He’s known in 2 Kings 18 as Sennacherib’s right-hand man—the evil opponent of King Hezekiah, taunting the walled-up Jews with blasphemy and obscenity. But contrary to common belief, Rabshakeh was not his name. The “rabshakeh” was actually one of the highest positions in the Assyrian and Babylonian royal courts, perhaps most known from this biblical account of the Assyrian invasion of Judah.

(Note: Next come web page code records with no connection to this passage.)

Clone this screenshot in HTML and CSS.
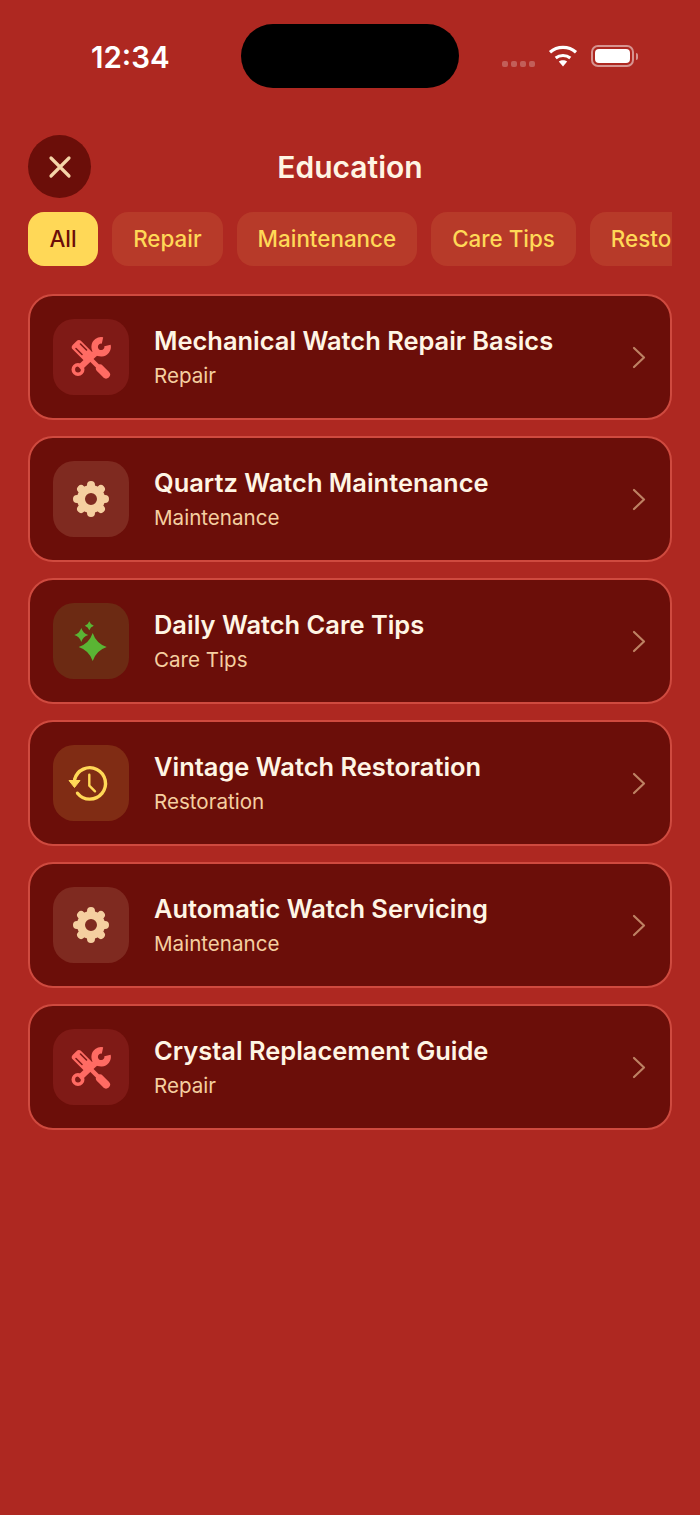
FILE: index.html
```html
<!DOCTYPE html>
<html>
<head>
    <title>Education</title>
    <meta name="viewport" content="width=device-width, initial-scale=1">
    <link rel="stylesheet" href="styles.css">
</head>
<body>
    <svg class="sprite" width="0" height="0">
        <symbol id="icon-repair" viewBox="0 0 48 48">
            <rect x="4.500" y="11.500" width="21.500" height="12" rx="3.500" transform="rotate(45 15.250 17.500)" fill="currentColor"/>
            <path d="M9 15.500L15 21.500M13.500 11L19.500 17" stroke="var(--slit)" stroke-width="1.600" stroke-linecap="round" fill="none"/>
            <path d="M21.500 24L34.500 37" stroke="currentColor" stroke-width="4.500" fill="none"/>
            <path d="M33 35.500L39 41.500" stroke="currentColor" stroke-width="8" stroke-linecap="round" fill="none"/>
            <path d="M29 19.500L12.500 35" stroke="currentColor" stroke-width="6" fill="none"/>
            <path d="M35.500 7.500A6.500 6.500 0 1 0 40.500 12.500" stroke="currentColor" stroke-width="6.500" fill="none"/>
            <circle cx="11" cy="36.500" r="4.700" fill="none" stroke="currentColor" stroke-width="3.600"/>
        </symbol>
        <symbol id="icon-gear" viewBox="0 0 48 48">
            <path d="M24 12V10M24 36V38M12 24H10M36 24H38M15.500 15.500L14.100 14.100M32.500 32.500L33.900 33.900M32.500 15.500L33.900 14.100M15.500 32.500L14.100 33.900" stroke="currentColor" stroke-width="8" stroke-linecap="round"/>
            <circle cx="24" cy="24" r="10" fill="none" stroke="currentColor" stroke-width="8"/>
        </symbol>
        <symbol id="icon-sparkle" viewBox="0 0 48 48">
            <path d="M25.700 16Q29.200 26.500 39.700 30Q29.200 33.500 25.700 44Q22.200 33.500 11.700 30Q22.200 26.500 25.700 16Z" fill="currentColor"/>
            <path d="M14.300 11Q16 16.300 21.300 18Q16 19.700 14.300 25Q12.600 19.700 7.300 18Q12.600 16.300 14.300 11Z" fill="currentColor"/>
            <path d="M22.300 4.200Q23.400 7.600 26.800 8.700Q23.400 9.800 22.300 13.200Q21.200 9.800 17.800 8.700Q21.200 7.600 22.300 4.200Z" fill="currentColor"/>
        </symbol>
        <symbol id="icon-history" viewBox="0 0 48 48">
            <path d="M10.500 34.200A15.700 15.700 0 1 0 7.600 20.500" fill="none" stroke="currentColor" stroke-width="3.400" stroke-linecap="round"/>
            <path d="M2 21.500H13L7.500 28.500Z" fill="currentColor" stroke="currentColor" stroke-linejoin="round"/>
            <path d="M22.300 15.700V26.700L28 32.300" fill="none" stroke="currentColor" stroke-width="2.400" stroke-linecap="round" stroke-linejoin="round"/>
        </symbol>
        <symbol id="icon-chevron" viewBox="0 0 16 24">
            <path d="M3 3L13 12.500L3 22" fill="none" stroke="currentColor" stroke-width="2.200" stroke-linecap="round" stroke-linejoin="round"/>
        </symbol>
    </svg>

    <div class="status-bar">
        <div class="status-time">12:34</div>
        <div class="island"></div>
        <div class="status-icons">
            <div class="signal-dots"><span></span><span></span><span></span><span></span></div>
            <svg class="wifi" width="30" height="22" viewBox="0 0 30 22">
                <path d="M15 21.500L10.800 16.600C13.200 14.700 16.800 14.700 19.200 16.600Z" fill="#fff"/>
                <path d="M7.700 13C11.800 9.500 18.200 9.500 22.300 13" fill="none" stroke="#fff" stroke-width="3"/>
                <path d="M2 7.200C9.400 0.700 20.600 0.700 28 7.200" fill="none" stroke="#fff" stroke-width="3.200"/>
            </svg>
            <div class="battery"><div class="battery-level"></div></div>
            <div class="battery-tip"></div>
        </div>
    </div>

    <div class="page-header">
        <button class="close-btn">
            <svg width="26" height="26" viewBox="0 0 26 26">
                <path d="M4 4L22 22M22 4L4 22" stroke="#f5d5a8" stroke-width="3.200" stroke-linecap="round"/>
            </svg>
        </button>
        <h1>Education</h1>
    </div>

    <div class="filter-row">
        <div class="chip active">All</div>
        <div class="chip">Repair</div>
        <div class="chip">Maintenance</div>
        <div class="chip">Care Tips</div>
        <div class="chip">Restoration</div>
    </div>

    <div class="guide-list">
        <div class="guide-card">
            <div class="guide-icon repair"><svg width="48" height="48"><use href="#icon-repair"/></svg></div>
            <div class="guide-text">
                <div class="guide-title">Mechanical Watch Repair Basics</div>
                <div class="guide-cat">Repair</div>
            </div>
            <svg class="chevron" width="16" height="24"><use href="#icon-chevron"/></svg>
        </div>
        <div class="guide-card">
            <div class="guide-icon maintenance"><svg width="48" height="48"><use href="#icon-gear"/></svg></div>
            <div class="guide-text">
                <div class="guide-title">Quartz Watch Maintenance</div>
                <div class="guide-cat">Maintenance</div>
            </div>
            <svg class="chevron" width="16" height="24"><use href="#icon-chevron"/></svg>
        </div>
        <div class="guide-card">
            <div class="guide-icon care"><svg width="48" height="48"><use href="#icon-sparkle"/></svg></div>
            <div class="guide-text">
                <div class="guide-title">Daily Watch Care Tips</div>
                <div class="guide-cat">Care Tips</div>
            </div>
            <svg class="chevron" width="16" height="24"><use href="#icon-chevron"/></svg>
        </div>
        <div class="guide-card">
            <div class="guide-icon restoration"><svg width="48" height="48"><use href="#icon-history"/></svg></div>
            <div class="guide-text">
                <div class="guide-title">Vintage Watch Restoration</div>
                <div class="guide-cat">Restoration</div>
            </div>
            <svg class="chevron" width="16" height="24"><use href="#icon-chevron"/></svg>
        </div>
        <div class="guide-card">
            <div class="guide-icon maintenance"><svg width="48" height="48"><use href="#icon-gear"/></svg></div>
            <div class="guide-text">
                <div class="guide-title">Automatic Watch Servicing</div>
                <div class="guide-cat">Maintenance</div>
            </div>
            <svg class="chevron" width="16" height="24"><use href="#icon-chevron"/></svg>
        </div>
        <div class="guide-card">
            <div class="guide-icon repair"><svg width="48" height="48"><use href="#icon-repair"/></svg></div>
            <div class="guide-text">
                <div class="guide-title">Crystal Replacement Guide</div>
                <div class="guide-cat">Repair</div>
            </div>
            <svg class="chevron" width="16" height="24"><use href="#icon-chevron"/></svg>
        </div>
    </div>
</body>
</html>
```

FILE: styles.css
```css
body {
    margin: 0;
    height: 1515px;
    overflow: hidden;
    background: #ae2821;
    font-family: 'Inter', 'Liberation Sans', sans-serif;
    color: #fff5e4;
}

.sprite {
    position: absolute;
}

.status-bar {
    position: relative;
    display: flex;
    justify-content: space-between;
    height: 135px;
    padding: 0 62px 0 91px;
    box-sizing: border-box;
}

.status-time {
    margin-top: 39px;
    font-size: 29.500px;
    line-height: 36px;
    font-weight: 600;
    color: #fff;
}

.island {
    position: absolute;
    top: 24px;
    left: 241px;
    width: 218px;
    height: 64px;
    border-radius: 32px;
    background: #000;
}

.status-icons {
    display: flex;
    align-items: flex-start;
    padding-top: 45px;
}

.signal-dots {
    display: flex;
    gap: 3px;
    margin: 16px 13px 0 0;
}

.signal-dots span {
    width: 6px;
    height: 6px;
    border-radius: 2px;
    background: rgba(255,255,255,0.25);
}

.wifi {
    margin-right: 13px;
}

.battery {
    width: 43px;
    height: 22px;
    padding: 2px;
    box-sizing: border-box;
    border: 2px solid rgba(255,255,255,0.5);
    border-radius: 7px;
}

.battery-level {
    height: 100%;
    background: #fff;
    border-radius: 4px;
}

.battery-tip {
    width: 2px;
    height: 7px;
    margin: 8px 0 0 2px;
    background: rgba(255,255,255,0.5);
    border-radius: 0 2px 2px 0;
}

.page-header {
    display: grid;
    grid-template-columns: 63px 1fr 63px;
    align-items: center;
    margin: 0 28px;
}

.page-header h1 {
    margin: 0;
    font-size: 30px;
    font-weight: 600;
    text-align: center;
}

.close-btn {
    display: flex;
    align-items: center;
    justify-content: center;
    width: 63px;
    height: 63px;
    padding: 0;
    border: none;
    border-radius: 50%;
    background: #6b0e09;
}

.filter-row {
    display: flex;
    gap: 14px;
    margin: 14px 28px 0;
    overflow: hidden;
}

.chip {
    flex: 0 0 auto;
    padding: 0 21px;
    height: 54px;
    line-height: 54px;
    font-size: 22.400px;
    font-weight: 500;
    color: #ffd857;
    background: #b73a29;
    border-radius: 16px;
}

.chip.active {
    padding: 0 21.500px;
    color: #6b0e09;
    background: #ffd857;
}

.guide-list {
    display: flex;
    flex-direction: column;
    gap: 16px;
    margin: 28px 28px 0;
}

.guide-card {
    display: flex;
    align-items: center;
    padding: 23px;
    background: #6b0e09;
    border: 2px solid #cf4a3f;
    border-radius: 25px;
}

.guide-icon {
    display: flex;
    align-items: center;
    justify-content: center;
    flex: 0 0 76px;
    height: 76px;
    border-radius: 21px;
}

.guide-icon.repair {
    color: #ff6b63;
    background: #7f1a16;
    --slit: #7f1a16;
}

.guide-icon.maintenance {
    color: #f5cfa0;
    background: #7f2a20;
}

.guide-icon.care {
    color: #5ab534;
    background: #6c2a13;
}

.guide-icon.restoration {
    color: #ffd857;
    background: #802c14;
}

.guide-text {
    flex: 1;
    margin-left: 25px;
}

.guide-title {
    margin-top: -1.500px;
    font-size: 25.450px;
    line-height: 32px;
    font-weight: 600;
}

.guide-cat {
    margin-top: 7.500px;
    font-size: 20.600px;
    line-height: 24px;
    color: #f5cfa0;
}

.chevron {
    color: rgba(245,207,160,0.6);
}
```
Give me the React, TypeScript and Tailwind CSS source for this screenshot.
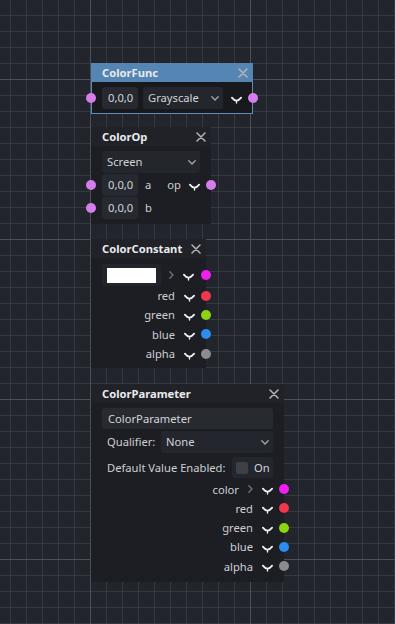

Archaeology has confirmed the use of this royal title—albeit, belonging to another man.
The Rabshakeh Stela, on display at the Biblical Lands Museum in Jerusalem, chronicles another Assyrian official with this title who lived about a century and a half before the Bible’s Rabshakeh.
Dating to approximately 859–825 b.c.e., the rectangular stela has two parts: an inscription on the top half and an image on the bottom half. The inscription commemorates the rabshakeh’s activities and exploits within the city and province bearing his name, and the image depicts a seated Assyrian god wearing a horned helmet with a sun disk above his head (probably either the god Adad or Ninurta).
The stela was commissioned by “Assur-[buna’i-usu]r, the eunuch, the chief cupbear[er].” The word rabshakeh translates to “chief cupbearer,” “chief of the cupbearers,” or “chief of the officers.” The word translated eunuch is also translated “official” or “chamberlain.”
According to the Eponym List (a year-by-year Assyrian chronicle), Assur-buna’i-usur was first listed as the rabshakeh in 855 b.c.e., and again in 825 and 816—overlapping the approximate dating of the stela.
In a 1998 paper, Elnathan Weissert concluded that Assur-buna’i-usur may have assumed his office during the reign of Assurnasirpal ii and continued serving as rabshakeh under Shalmaneser iii and Samsi-Adad v.
Assur-buna’i-usur served the majority of his 39 years as rabshakeh during the reign of Shalmaneser iii. This Assyrian king is most known for his rapid military expansion into North Syria, the conquest of Damascus, and commissioning the notorious Black Obelisk to record his military victories. As such, he would have seen the subservience of the northern kingdom of Israel to Assyria’s rule—as is depicted on the obelisk, displaying King Jehu offering tribute to King Shalmaneser. And since Shalmaneser is depicted on the obelisk, it would not be surprising if his right-hand rabshekah was as well—our Assur-buna’i-usur (perhaps one of the men to his left).
In 2 Kings 18, a later rabshakeh was sent by Assyrian King Sennacherib from Lachish with a contingent of soldiers to deliver a warning message to the Jewish officials in Jerusalem and to set up camp outside the city. (For more information, visit our online exhibit “Seals of Isaiah and King Hezekiah Discovered.”)
In the Persian Empire, Nehemiah was known as the “king’s cupbearer”—a “rabshakeh,” of sorts. He served under King Artaxerxes, son of King Xerxes and possibly Queen Esther. As the king’s cupbearer, Nehemiah was expected to “taste test” the king’s food and drink to insure an attempt was not made on his life. This was a man in whom the king placed complete trust. (For more information, please read “Nehemiah: A Man and a Momentous Wall.”) Evidently, this Persian position wasn’t nearly on the same level as the Assyrian rabshakeh, but it does highlight the high degree of trust held in the individual at the king’s side—in this case, an Israelite. (There has been some speculation, and even a Talmudic tradition, that Sennacherib’s rabshakeh was a renegade Israelite. This is partly due to his knowledge of Hebrew and of Hezekiah’s reforms—2 Kings 18:26, 22.)
The Rabshakeh Stela proves the existence of this exalted position, and provides archaeological evidence of the Bible’s accuracy in describing even the bureaucracy of foreign nations.